Oireachtas Joint and Select Committees

Wednesday, 10 April 2024

Select Committee on Housing, Planning and Local Government

Planning and Development Bill 2023: Committee Stage (Resumed)

Photo of Richard Boyd BarrettRichard Boyd Barrett (Dún Laoghaire, People Before Profit Alliance) | Oireachtas source

I think the amendment would add strength to what I am saying, and perhaps to what Deputy Matthews is saying as well. I agree generally that Part 8s are fine. I see no substantial difficulty in having this safeguard against the occasional one that makes a substantial change where people could then be presented with a development on which they never had an opportunity to comment. The Minister acknowledged that. I think it is reasonable to just set a threshold.

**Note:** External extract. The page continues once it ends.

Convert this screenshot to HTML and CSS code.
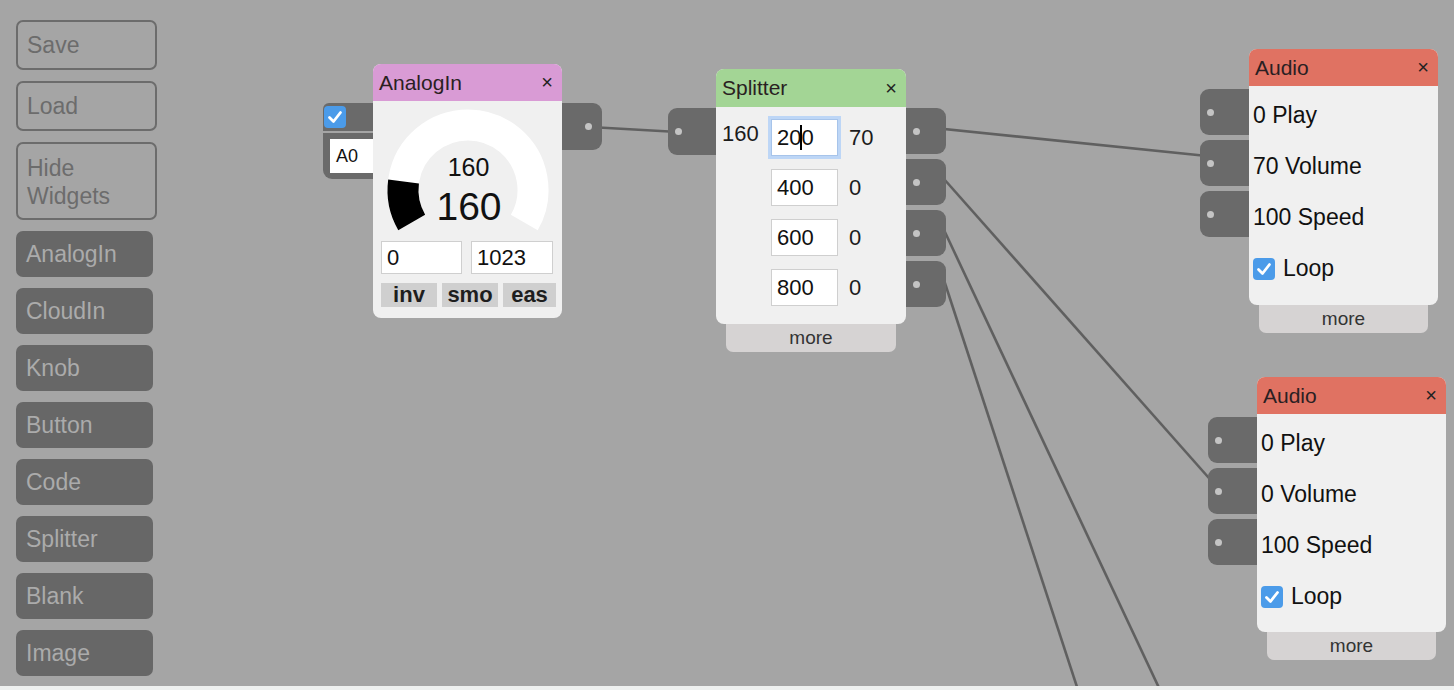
FILE: index.html
```html
<!DOCTYPE html>
<html>
<head>
<meta charset="utf-8">
<link rel="stylesheet" href="styles.css">
</head>
<body>
<div class="workspace">
  <div class="sidebar">
    <div class="btn outline">Save</div>
    <div class="btn outline">Load</div>
    <div class="btn outline tall">Hide<br>Widgets</div>
    <div class="btn dark">AnalogIn</div>
    <div class="btn dark">CloudIn</div>
    <div class="btn dark">Knob</div>
    <div class="btn dark">Button</div>
    <div class="btn dark">Code</div>
    <div class="btn dark">Splitter</div>
    <div class="btn dark">Blank</div>
    <div class="btn dark">Image</div>
  </div>

  <svg class="wires" width="1454" height="686" viewBox="0 0 1454 686">
    <line x1="590" y1="127" x2="678" y2="132"/>
    <line x1="915" y1="126" x2="1212" y2="156.5"/>
    <line x1="940" y1="174.5" x2="1216" y2="486"/>
    <line x1="940" y1="221.5" x2="1160" y2="690"/>
    <line x1="940" y1="268" x2="1078" y2="690"/>
  </svg>

  <!-- AnalogIn ports -->
  <div class="ports in-left a-in">
    <div class="plate short"><span class="check"><svg width="22" height="22" viewBox="0 0 22 22"><path d="M5.5 11.5 L9.5 15.5 L16.5 6.5"/></svg></span></div>
    <div class="plate pin"><div class="pin-input">A0</div></div>
  </div>
  <div class="ports out-right a-out">
    <div class="plate dotright"><span class="dot"></span></div>
  </div>

  <!-- Splitter ports -->
  <div class="ports in-left s-in">
    <div class="plate"><span class="dot"></span></div>
  </div>
  <div class="ports out-right s-out">
    <div class="plate"><span class="dot"></span></div>
    <div class="plate"><span class="dot"></span></div>
    <div class="plate"><span class="dot"></span></div>
    <div class="plate"><span class="dot"></span></div>
  </div>

  <!-- Audio ports -->
  <div class="ports in-left au1-in">
    <div class="plate"><span class="dot"></span></div>
    <div class="plate"><span class="dot"></span></div>
    <div class="plate"><span class="dot"></span></div>
  </div>
  <div class="ports in-left au2-in">
    <div class="plate"><span class="dot"></span></div>
    <div class="plate"><span class="dot"></span></div>
    <div class="plate"><span class="dot"></span></div>
  </div>

  <!-- AnalogIn node -->
  <div class="node analog">
    <div class="card">
      <div class="head pink"><span>AnalogIn</span><span class="close">×</span></div>
      <div class="body">
        <div class="gauge">
          <svg width="189" height="140" viewBox="0 0 189 140">
            <path class="arc-bg" d="M38.71 121.5 A65 65 0 1 1 151.29 121.5"/>
            <path class="arc-val" d="M38.71 121.5 A65 65 0 0 1 30.56 80.52"/>
          </svg>
          <span class="g-small">160</span>
          <span class="g-big">160</span>
        </div>
        <div class="range">
          <div class="field w81">0</div>
          <div class="field w82">1023</div>
        </div>
        <div class="opts">
          <div class="opt w56">inv</div>
          <div class="opt w56">smo</div>
          <div class="opt w53">eas</div>
        </div>
      </div>
    </div>
  </div>

  <!-- Splitter node -->
  <div class="node splitter">
    <div class="card">
      <div class="head green"><span>Splitter</span><span class="close">×</span></div>
      <div class="body split-grid">
        <div class="inval">160</div>
        <div class="field sbox focus">20<span class="caret"></span>0</div>
        <div class="outval">70</div>
        <div></div>
        <div class="field sbox">400</div>
        <div class="outval">0</div>
        <div></div>
        <div class="field sbox">600</div>
        <div class="outval">0</div>
        <div></div>
        <div class="field sbox">800</div>
        <div class="outval">0</div>
      </div>
    </div>
    <div class="more">more</div>
  </div>

  <!-- Audio node 1 -->
  <div class="node audio1">
    <div class="card">
      <div class="head red"><span>Audio</span><span class="close">×</span></div>
      <div class="body audio-body">
        <div class="row">0 Play</div>
        <div class="row">70 Volume</div>
        <div class="row">100 Speed</div>
        <div class="row"><span class="check"><svg width="22" height="22" viewBox="0 0 22 22"><path d="M5.5 11.5 L9.5 15.5 L16.5 6.5"/></svg></span>Loop</div>
      </div>
    </div>
    <div class="more">more</div>
  </div>

  <!-- Audio node 2 -->
  <div class="node audio2">
    <div class="card">
      <div class="head red"><span>Audio</span><span class="close">×</span></div>
      <div class="body audio-body">
        <div class="row">0 Play</div>
        <div class="row">0 Volume</div>
        <div class="row">100 Speed</div>
        <div class="row"><span class="check"><svg width="22" height="22" viewBox="0 0 22 22"><path d="M5.5 11.5 L9.5 15.5 L16.5 6.5"/></svg></span>Loop</div>
      </div>
    </div>
    <div class="more">more</div>
  </div>
</div>
</body>
</html>
```

FILE: styles.css
```css
html, body {
  margin: 0;
  padding: 0;
}
body {
  background: #eef0ef;
  font-family: "Liberation Sans", Arial, Helvetica, sans-serif;
  color: #1c1c1c;
  width: 1454px;
  height: 690px;
  overflow: hidden;
}
.workspace {
  position: relative;
  width: 1454px;
  height: 686px;
  background: #a5a5a5;
  overflow: hidden;
}

/* sidebar */
.sidebar {
  display: flex;
  flex-direction: column;
  gap: 11px;
  padding: 20px 0 0 16px;
  width: 141px;
}
.btn {
  box-sizing: border-box;
  font-size: 23px;
  line-height: 28px;
  border-radius: 7px;
}
.btn.outline {
  width: 141px;
  height: 50px;
  border: 2px solid #6c6c6c;
  color: #6c6c6c;
  padding: 9px 9px;
}
.btn.outline.tall {
  height: 78px;
  padding-top: 10px;
}
.btn.dark {
  width: 137px;
  height: 46px;
  background: #676767;
  color: #ababab;
  padding: 9px 10px;
}

/* wires */
.wires {
  position: absolute;
  left: 0;
  top: 0;
}
.wires line {
  stroke: #606060;
  stroke-width: 2.6;
}

/* ports */
.ports {
  position: absolute;
  display: flex;
  flex-direction: column;
  gap: 5px;
}
.plate {
  position: relative;
  box-sizing: border-box;
  height: 46px;
  background: #6a6a6a;
  display: flex;
  align-items: center;
}
.in-left .plate {
  width: 58px;
  border-radius: 9px 0 0 9px;
  padding-left: 7px;
}
.out-right .plate {
  width: 48px;
  border-radius: 0 9px 9px 0;
  padding-left: 15px;
}
.dot {
  width: 7px;
  height: 7px;
  border-radius: 50%;
  background: #c4c4c4;
}
.a-in {
  left: 323px;
  top: 103px;
  gap: 2px;
}
.a-in .plate {
  width: 60px;
  padding-left: 1px;
}
.a-in .plate.short {
  height: 28px;
  border-radius: 6px 0 0 0;
}
.a-in .plate.pin {
  height: 46px;
  border-radius: 0 0 0 9px;
  padding-left: 7px;
}
.pin-input {
  box-sizing: border-box;
  width: 50px;
  height: 34px;
  background: #fff;
  font-size: 18px;
  line-height: 34px;
  padding-left: 6px;
  color: #111;
}
.a-out {
  left: 554px;
  top: 103px;
}
.a-out .plate.dotright {
  height: 47px;
  padding-left: 31px;
}
.s-in {
  left: 668px;
  top: 108px;
}
.s-in .plate {
  height: 47px;
}
.s-out {
  left: 898px;
  top: 108px;
}
.au1-in {
  left: 1200px;
  top: 89px;
}
.au2-in {
  left: 1208px;
  top: 417px;
}

/* checkbox */
.check {
  display: inline-flex;
  width: 22px;
  height: 22px;
  border-radius: 4px;
  background: #4b9be9;
  flex: none;
}
.check path {
  fill: none;
  stroke: #fff;
  stroke-width: 2.8;
  stroke-linecap: round;
  stroke-linejoin: round;
}

/* nodes */
.node {
  position: absolute;
  width: 189px;
}
.card {
  position: relative;
  z-index: 1;
  background: #f0f0f0;
  border-radius: 8px;
  overflow: hidden;
}
.head {
  height: 37px;
  display: flex;
  align-items: center;
  justify-content: space-between;
  padding: 0 9px 0 6px;
  font-size: 21px;
  color: #2a1f22;
}
.head .close {
  font-size: 20px;
  color: #222;
}
.pink { background: #d99bd5; }
.green { background: #a3d595; }
.red { background: #e07262; }

.more {
  position: relative;
  margin: -8px 10px 0;
  height: 36px;
  box-sizing: border-box;
  padding-top: 8px;
  background: #d6d3d3;
  border-radius: 0 0 7px 7px;
  text-align: center;
  font-size: 19px;
  line-height: 28px;
  color: #333;
}

/* analog */
.analog {
  left: 373px;
  top: 64px;
}
.analog .card {
  height: 254px;
}
.gauge {
  position: relative;
  height: 140px;
}
.gauge svg {
  display: block;
}
.arc-bg {
  fill: none;
  stroke: #ffffff;
  stroke-width: 31;
}
.arc-val {
  fill: none;
  stroke: #000;
  stroke-width: 31;
}
.g-small, .g-big {
  position: absolute;
  left: 0;
  right: 0;
  text-align: center;
  color: #111;
}
.g-small {
  top: 51px;
  font-size: 25px;
  line-height: 30px;
  padding-left: 2px;
}
.g-big {
  top: 83px;
  font-size: 39px;
  line-height: 46px;
  padding-left: 3px;
}
.range {
  display: flex;
  gap: 9px;
  padding-left: 8px;
}
.field {
  box-sizing: border-box;
  background: #fff;
  border: 1px solid #cfcfcf;
  font-size: 22px;
  color: #111;
}
.range .field {
  height: 33px;
  line-height: 31px;
  padding-left: 5px;
}
.w81 { width: 81px; }
.w82 { width: 82px; }
.opts {
  display: flex;
  gap: 5px;
  padding-left: 8px;
  margin-top: 9px;
}
.opt {
  height: 24px;
  line-height: 24px;
  background: #cfcfcf;
  font-weight: bold;
  font-size: 22px;
  text-align: center;
  color: #1e1e1e;
}
.w56 { width: 56px; }
.w53 { width: 53px; }

/* splitter */
.splitter {
  left: 716px;
  top: 69px;
  width: 190px;
}
.splitter .card {
  height: 255px;
}
.splitter .head {
  height: 38px;
}
.split-grid {
  display: grid;
  grid-template-columns: 38px 67px auto;
  grid-auto-rows: 37px;
  column-gap: 11px;
  row-gap: 13px;
  padding: 12px 0 0 6px;
  font-size: 22px;
}
.inval {
  line-height: 26px;
  padding-top: 2px;
}
.sbox {
  height: 37px;
  line-height: 35px;
  padding-left: 5px;
}
.sbox.focus {
  border-color: #a7c4ea;
  box-shadow: 0 0 0 3px #bdd6f6;
}
.caret {
  display: inline-block;
  width: 2px;
  height: 25px;
  background: #000;
  vertical-align: -5px;
  margin: 0 -1px;
}
.outval {
  line-height: 37px;
}

/* audio */
.audio1 {
  left: 1249px;
  top: 49px;
}
.audio1 .card {
  height: 256px;
}
.audio2 {
  left: 1257px;
  top: 377px;
}
.audio2 .card {
  height: 255px;
}
.audio-body {
  padding: 4px 0 0 4px;
}
.row {
  height: 51px;
  display: flex;
  align-items: center;
  gap: 8px;
  font-size: 23px;
  color: #111;
}
```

The Cathaoirleach, Deputy Matthews, said the word "substantially" but how precisely does one interpret what is substantial? I am trying to think of another example and maybe there are not that many. In the submissions, people are for or against something. Maybe the amendment might be a little bit of a tweak here or there and it is agreed or not agreed. If the amendment is really something that was not at all envisaged at the outset, if it was not in the minds of even the people who proposed it and if it was never considered but it ends up as an amendment and something that nobody could possibly have envisaged or was likely to have envisaged. It ends up as the thing that you then get, and people have never had a chance to comment on it. That is different. That does not happen often but it can happen and has happened. In that context, it would be reasonable to say there is a threshold after which there should be a public notice issued with an opportunity for people to make further observations.